La verdad le salvó a Juanito. Nosotros nos considerábamos los honrados pero en realidad no nos interesaba la honradez sino nuestra avaricia infantil por los caramelos.
En la vida ¿hay un padre o madre malo? ¿Hijos malos? Algunos, muchos irresponsables sí. “Buenos”, casi todos levantamos la mano. Tenemos una mochilla llena con nuestras credenciales de buenos, orantes, éticos, estudiosos, humildes, fraternos, justos, inclusivos,… Toda la vida la cargamos y las mostramos por los caminos amplios de la sociedad de consumo.
En el camino de la vida somos buenos, lo sorprendente es que cuando acudimos a presentar nuestro currículum nos chocamos con la puerta estrecha, y debemos abandonar nuestras lindas y cuidadas credenciales para poder pasar nosotros mismos, sin ropajes. La gran contradicción desesperante es que no conocemos la puerta y es cerrada por el dueño de casa que no nos conoce. La meta debió ser la puerta (Jesús), entrar a la casa, la vida eterna.
En este proceso de aprendizaje, procuremos el amor, busquemos la puerta de la felicidad. Hay una imperiosa llamada a la conversión según el evangelio no según los criterios de imagen.
Referencia Hermenéutica:
La puerta: En las murallas de Jerusalén, hacia donde se dirigía Jesús con sus discípulos, había una puerta angosta llamada “La Aguja”, a la cual se refiere Él en otro lugar de los evangelios para indicar la exigencia de desprenderse de las riquezas materiales: Es más fácil para un camello pasar por el ojo de la Aguja, que para un rico entrar en el reino de los Cielos (Mateo 19, 24).

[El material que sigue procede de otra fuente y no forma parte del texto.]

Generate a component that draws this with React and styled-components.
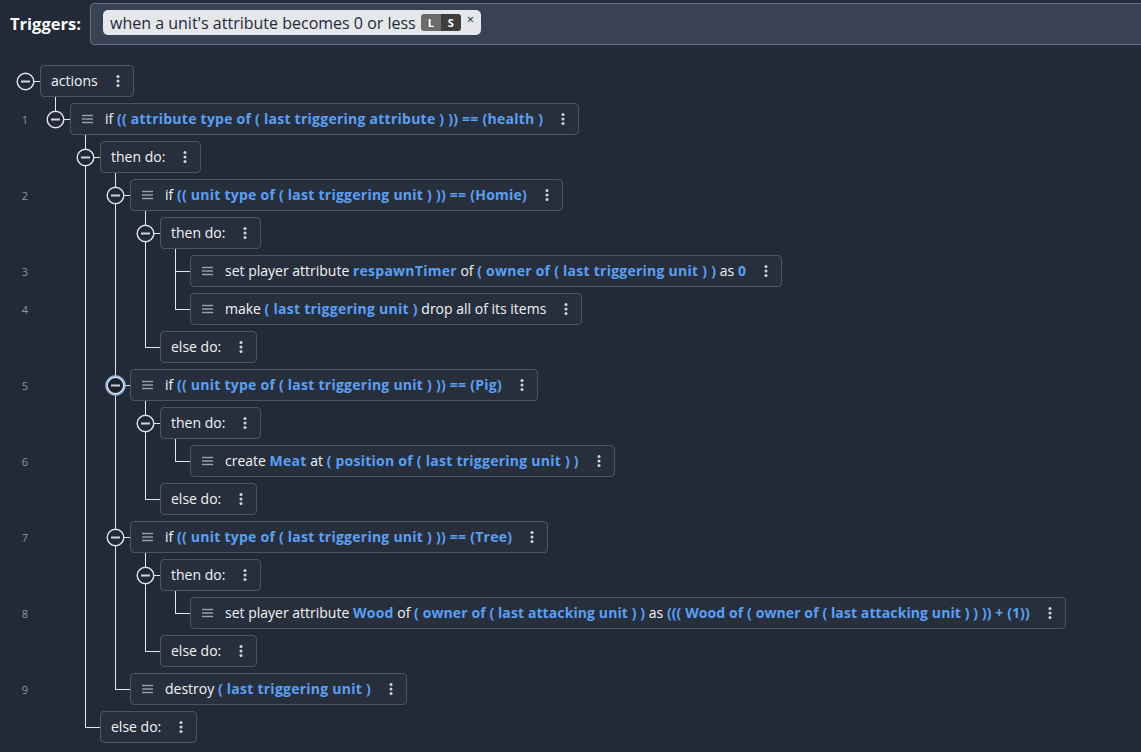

El pasaje del Evangelio de Lucas propio de este domingo se relaciona con esa imagen, y el texto paralelo de Mateo no sólo se refiere a la puerta sino también al camino: ancha es la puerta y espacioso el camino que conduce a la ruina; pero ¡qué angosta es la puerta y qué escabroso el camino que conduce a la salvación! (7, 13-14). Por su parte, la segunda lectura habla de los caminos tortuosos por donde debemos pasar (Hebreos12, 13). Así pues, las imágenes de la puerta estrecha y del camino difícil nos indican que para salvarnos, es decir, para ser verdaderamente felices, tenemos que buscar una vía opuesta a la del facilismo. La publicidad comercial suele invitarnos actualmente al éxito fácil, sin esfuerzo. La Palabra de Dios nos propone lo contrario: la auténtica felicidad, sólo podemos conseguirla desapegándonos de todo lo que nos estorba, es decir, de los afectos desordenados que nos impiden caminar y pasar por la puerta que nos conduce a la salvación. Y esto implica un esfuerzo de parte nuestra. Como escribió san Agustín (354-430 a.C.): “Dios que te creó sin ti, no te salvará sin ti”.